Robert Kirkman n'a pas non plus abandonné la dimension sociale de son récit. La communauté menée par Rick Grimes connaît une ère de prospérité, de relative sécurité et d'expansion. Les enjeux ne sont plus à court terme (survivre à la journée), mais ils sont passés à anticiper et prévoir à plusieurs mois à l'avance. Les auteurs montrent l'organisation de la défense pour éviter la survenance de hordes de zombies, ainsi que la coexistence de 2 communautés, et l'intégration de nouveaux venus. Ils ne peuvent bien sûr pas passer en revue toutes les dimensions d'une société. le lecteur note l'absence de système éducatif, ou de programme de santé, mais cela découle de la contrainte du format, plutôt que d'une incohérence. Robert Kirkman est obligé de faire des choix sur les thèmes qu'il souhaite développer, et il préfère se consacrer au lien communautaire. Il montre que ce qui fait le succès de l'entreprise ou de la vision de Rick Grimes réside dans la participation de chacun à la construction de la société. Chaque personne met ses talents au service de la communauté, et retire les bienfaits de vivre en son sein. C'est une vision simple et cohérente du fonctionnement d'une petite société, ainsi qu'un commentaire sur ce qui assure la cohésion entre plusieurs individus. le lecteur observe ce constat à la fois par le comportement d'Eugene Porter, beaucoup plus épanoui depuis que ses talents servent à quelque chose, et par celui de Carl Grimes, très anxieux de prouver qui lui aussi peut participer au fonctionnement et au développement de la communauté.

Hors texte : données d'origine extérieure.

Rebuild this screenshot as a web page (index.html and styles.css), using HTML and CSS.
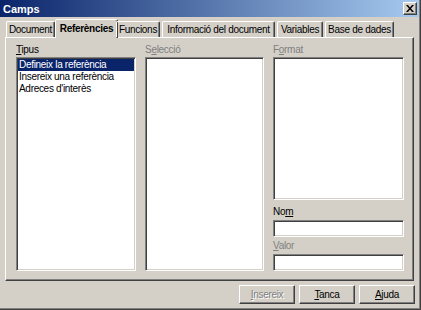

Cette façon d'envisager le fonctionnement d'une société peut sembler simpliste ; toutefois il ressort comme un principe fondamental pour l'auteur, un principe devant structurer la conception et l'organisation d'une société.

Au bout de 10 ans d'existence de la série, le lecteur se trouve enclin à accorder sa confiance à Robert Kirkman et à ne pas réduire ce principe à une preuve de naïveté. le terrible prisonnier de la zone Alexandria rappelle la face obscure de la société. Avec la décision très courageuse de Rick Grimes à la fin du tome précédent, le scénariste a également montré que cette face obscure ne peut pas être annihilée simplement en tuant ceux qui l'incarnent. En mettant Carl Grimes (et d'autres) au contact de ce prisonnier, il indique qu'ils doivent se confronter à la tentation qu'il représente, à son discours pernicieux, pervers et moralement corrompu. le lecteur peut compter sur Adlard & Gaudiano pour dramatiser chacun de ces face-à-face pour en maximiser l'impact psychologique.

Comme à leur habitude, Robert Kirkman & Charlie Adlard (et Stefano Gaudiano) ne se reposent pas sur leurs lauriers et continuent d'aller de l'avant, d'emmener leur série dans de nouveaux territoires. Ils n'ont rien changé à leur manière de raconter, assez appuyée et faisant usage de moments choc. Ils n'ont pas abandonné leur ambition de parler de l'organisation et des valeurs d'une communauté humaine, questionnements universels dans toute société humaine.